Le 30 septembre 2024, Atos a annoncé, en contrepartie du prêt de 50 millions d'euros octroyé par le fonds de développement économique et social, son intention d'émettre une action de préférence au profit de l'État au sein de Bull SA, filiale qui loge une partie de ses activités souveraines sensibles. Conformément à la convention de protection des actifs stratégiques signée le 26 juin dernier entre l'État, Atos et Bull, l'État disposera au titre de cette action de préférence d'un droit d'information renforcé, d'un droit d'autorisation préalable sur toute opération impliquant les activités sensibles des filiales stratégiques, d'un droit d'agrément en cas de projet de transfert à un tiers ou d'entrée au capital d'une des filiales stratégiques ainsi que de la capacité, en cas de refus d'agrément ou de franchissement par un tiers du seuil de 10 % de capital de Bull, de procéder au rachat des activités sensibles objet du transfert.

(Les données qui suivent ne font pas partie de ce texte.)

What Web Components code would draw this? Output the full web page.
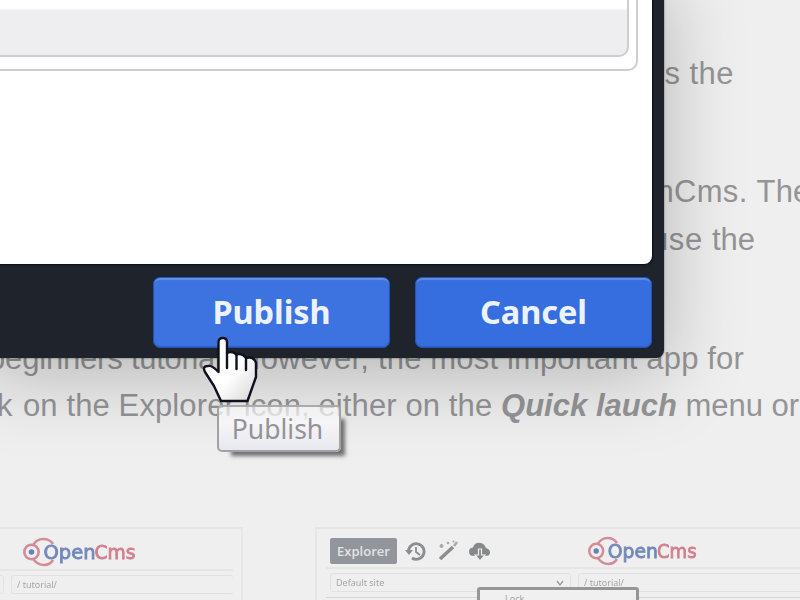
<!DOCTYPE html>
<html lang="en"><head><meta charset="utf-8"><title>Publish</title>
<style>html,body{margin:0;width:800px;height:600px;overflow:hidden;background:#efefef}</style></head>
<body>
<cms-page>
  <text-line style="margin-top:49.5px;padding-left:664.5px"><fit-text w="69.5">s the</fit-text></text-line>
  <text-line style="margin-top:71px;padding-left:656.5px"><fit-text w="100">nCms. </fit-text><fit-text w="54">The</fit-text></text-line>
  <text-line style="padding-left:651px"><fit-text w="61">use </fit-text><fit-text w="43">the</fit-text></text-line>
  <text-line style="margin-top:71px;margin-left:-12px"><fit-text w="143">beginners </fit-text><fit-text w="107">tutorial. </fit-text><fit-text w="140">However, </fit-text><fit-text w="366">the most important app for</fit-text></text-line>
  <text-line style="margin-left:-3px"><fit-text w="26">k </fit-text><fit-text w="478">on the Explorer icon, either on the </fit-text><fit-text w="176" style="font:italic 700 31px/48px 'Liberation Sans',Arial,sans-serif">Quick lauch</fit-text><fit-text w="122"> menu or</fit-text></text-line>
  <site-thumbs slot="thumbs"></site-thumbs>
  <publish-dialog slot="over">
    <cms-button tone="#3c73e0">Publish</cms-button>
    <cms-button tone="#366ee0" w="107">Cancel</cms-button>
  </publish-dialog>
  <tool-tip slot="over">Publish</tool-tip>
  <hand-cursor slot="over"></hand-cursor>
</cms-page>
<script>
function define(name, html, setup) {
  customElements.define(name, class extends HTMLElement {
    connectedCallback() {
      if (this.shadowRoot) return;
      this.attachShadow({mode: 'open'}).innerHTML = html;
      if (setup) setup(this);
    }
  });
}

define('text-line', `<style>:host{display:flex;height:47.7px;line-height:48px;white-space:nowrap;flex:none}</style><slot></slot>`);

define('cms-page', `<style>
:host{display:flex;flex-direction:column;position:relative;width:800px;height:600px;overflow:hidden;
font:31px/48px "Liberation Sans",Arial,sans-serif;color:#959597;background:#efefef}
main{display:flex;flex-direction:column;height:527px;flex:none}
</style><main><slot></slot></main><slot name="thumbs"></slot><slot name="over"></slot>`);

define('publish-dialog', `<style>
:host{position:absolute;left:-20px;top:-30px;width:684px;height:388px;box-sizing:border-box;padding:0 12px 0 0;
display:flex;flex-direction:column;background:#1f242c;border-radius:0 0 8px 0;
box-shadow:0 0 2px rgba(0,0,0,.6),0 16px 80px rgba(0,0,0,.25)}
.body{height:294px;background:#fff;border-radius:0 0 8px 0;box-shadow:0 0 2px 1px #080c14;flex:none}
.outer{height:97px;margin-right:14px;border:2px solid #cecece;border-radius:0 0 10px 0;box-sizing:content-box}
.inner{height:82.500px;margin-right:7px;border:solid #cecece;border-width:0 2px 2px 0;border-radius:0 0 10px 0;
background:linear-gradient(#fff 36px,#eeeef1 39px)}
footer{display:flex;justify-content:flex-end;gap:25px;padding-top:13px}
</style><div class="body"><div class="outer"><div class="inner"></div></div></div><footer><slot></slot></footer>`);

define('cms-button', `<style>
:host{display:flex;justify-content:center;width:237px;height:70.500px;box-sizing:border-box;border-radius:7px;
font:700 32.500px/67px "Noto Sans","Open Sans",sans-serif;color:#edf2ff;
border:1px solid #2355b8;box-shadow:inset 0 3px 1px -1px rgba(255,255,255,.22),inset 0 -1px 1px #2b60cb}
</style><fit-text></fit-text>`, el => {
  el.style.background = el.getAttribute('tone');
  const label = document.createElement('fit-text');
  label.setAttribute('w', el.getAttribute('w') || 118);
  label.textContent = el.textContent;
  el.shadowRoot.querySelector('fit-text').replaceWith(label);
});

define('tool-tip', `<style>
:host{position:absolute;left:217px;top:405px;width:124px;height:47px;box-sizing:border-box;display:flex;justify-content:center;
border:2px solid #a2a2a2;border-top-color:#aaa;border-radius:5px;padding-right:3px;
background:linear-gradient(rgba(250,250,252,.6),rgba(248,248,250,.85) 35%,#e7e8ef);
box-shadow:9px 9px 4px -5px #707070;
font:26.500px/44px "Noto Sans","Open Sans",sans-serif;color:#949296}
</style><slot></slot>`);

define('hand-cursor', `<style>:host{position:absolute;left:200px;top:334px;width:60px;height:72px}svg{display:block}</style>
<svg width="60" height="72" viewBox="0 0 60 72"><defs><linearGradient id="g" x1="0" y1="0" x2="1" y2="1"><stop offset=".55" stop-color="#fff"/><stop offset="1" stop-color="#d5d5d5"/></linearGradient></defs>
<path d="M18.500 36V8Q18.500 4 22.700 4Q27 4 27 8V19Q32 16.500 36.500 20.500Q42 19 46 24Q54 22 56 29V43L47.500 67H21L14 52L5 38Q2 32 8 32Q12 31 18.500 38Z" fill="url(#g)" stroke="#10101e" stroke-width="2.400" stroke-linejoin="round"/>
<path d="M27 19V34M36.500 21V35M46 25V36" fill="none" stroke="#10101e" stroke-width="2.400" stroke-linecap="round"/></svg>`);

define('open-logo', `<style>:host{display:block;width:116px;height:28px}svg{display:block;overflow:visible}text{font:20px "DejaVu Sans",sans-serif}</style>
<svg width="116" height="28" viewBox="0 -3 116 28"><g fill="none" stroke="#d58b98" stroke-width="2.600"><circle cx="8.500" cy="14" r="7.200"/><path d="M10 7Q14 1 20 1Q27 1 30 6M10 21Q15 27 21 27Q27 27 30 22"/></g>
<circle cx="8.500" cy="14" r="2.800" fill="#6484b8"/>
<text x="20.500" y="21" textLength="52" lengthAdjust="spacingAndGlyphs" fill="#7389b9" stroke="#7389b9" stroke-width=".900">Open</text><text x="71.500" y="21" textLength="41" lengthAdjust="spacingAndGlyphs" fill="#d37f8d" stroke="#d37f8d" stroke-width=".900">Cms</text></svg>`);

define('site-thumbs', `<style>
:host{display:flex;gap:72px;height:73px;font:9px/19px "Noto Sans",sans-serif;color:#a5a5a5;filter:blur(.75px);flex:none}
.card{box-sizing:border-box;height:90px;border:2px solid #e6e6e6;flex:none}
.left{width:263px;margin-left:-20px;padding-right:8px}.right{width:520px;padding-left:9px;position:relative}
.bar{display:flex;height:40px;border-bottom:2px solid #e6e6e6;box-sizing:border-box;align-items:center}
.left .bar{height:42px}.left open-logo{margin-left:41px}
.right open-logo{margin-left:93px;transform:scaleX(.965);transform-origin:0 0}
.row{display:flex;gap:7px;padding-top:4px}
.f{height:17px;line-height:18px;border:1px solid #e1e1e1;border-radius:3px;padding:0 5px;white-space:nowrap;display:flex;justify-content:space-between}
.left .a{width:12px;margin-left:-2px}.left .f:last-child{flex:1;border-right:0}
.ex{width:67px;height:26px;background:#92969c;border-radius:2px;color:#e3e4e6;font:600 13px/26px "Open Sans",sans-serif;text-align:center;margin-left:4px;margin-top:5px}
.ic{display:block;margin:5px 0 0 6px}
.rule{height:1px;background:#d5d5d5;margin-top:5px}
.pop{position:absolute;left:160px;top:58px;width:156px;height:40px;border:3px solid #94979a;border-radius:3px;background:#f0f0f0;line-height:18px}
.pop span{display:block;margin-left:25px}
</style>
<div class="card left"><div class="bar"><open-logo></open-logo></div><div class="row"><div class="f a"></div><div class="f">/ tutorial/</div></div></div>
<div class="card right"><div class="bar"><div class="ex">Explorer</div>
<svg class="ic" width="92" height="26" viewBox="0 0 92 26"><g fill="none" stroke="#8b8d90" stroke-width="2.800"><path d="M5.500 14A7.800 7.800 0 1 1 9 20"/><path d="M13 9V14L17 17" stroke-width="1.800"/><path d="M37 21L50 9" stroke-width="3.500"/><path d="M51 8L54 4" stroke-width="2.500" stroke="#aaa"/></g><path d="M2 12H10L6 17Z" fill="#8b8d90"/><g fill="#aaa"><circle cx="38.500" cy="8" r="2"/><circle cx="45" cy="5" r="1.300"/><circle cx="50.500" cy="3.500" r="1"/></g>
<path d="M71 18Q66 18 66 13.500Q66 10 70 9.500Q72 4 77 5Q81 5 83 10Q87 11 87 14.500Q87 18 82 18Z" fill="#86888b"/><path d="M75.500 11V17H72L77 23L82 17H78.500V11Z" fill="#86888b" stroke="#efefef" stroke-width="1.200"/></svg><open-logo></open-logo></div>
<div class="row"><div class="f" style="width:229px;margin-left:4px;flex:none">Default site<svg width="10" height="18"><path d="M2 7L5 11L8 7" fill="none" stroke="#999" stroke-width="1.300"/></svg></div><div class="f" style="width:220px;flex:none">/ tutorial/</div></div><div class="rule"></div>
<div class="pop"><span>Lock</span></div></div>`);

/* A run of text spread by letter spacing to an exact advance width;
   defined last, so that its font is already inherited when it measures itself */
define('fit-text', `<style>:host{display:inline-block;white-space:pre;flex:none}span{white-space:pre}</style><span><slot></slot></span>`, el => {
  const span = el.shadowRoot.querySelector('span');
  const want = +el.getAttribute('w'), n = el.textContent.length;
  span.style.letterSpacing = (want - span.getBoundingClientRect().width) / n + 'px';
  el.style.width = want + 'px';
});
</script>
</body></html>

Cette acquisition est saluée par la commission. Elle est indépendante d'éventuelles autres opérations en capital concernant d'autres activités du groupe Atos. Dans la continuité du rapport d'information sénatorial d'avril 2024 qui préconisait une prise de participation minoritaire de l'APE au sein d'Atos afin d'assurer la supervision de toutes les activités stratégiques et sensibles du groupe, la commission sera attentive à ce que toutes ses activités sensibles demeurent dans le giron national, conformément à l'intention de l'État formulée cette année.


* 1 Indicateur de la valeur retournée aux actionnaires, qui tient compte des dividendes, des rachats d'actions et de la valorisation boursière.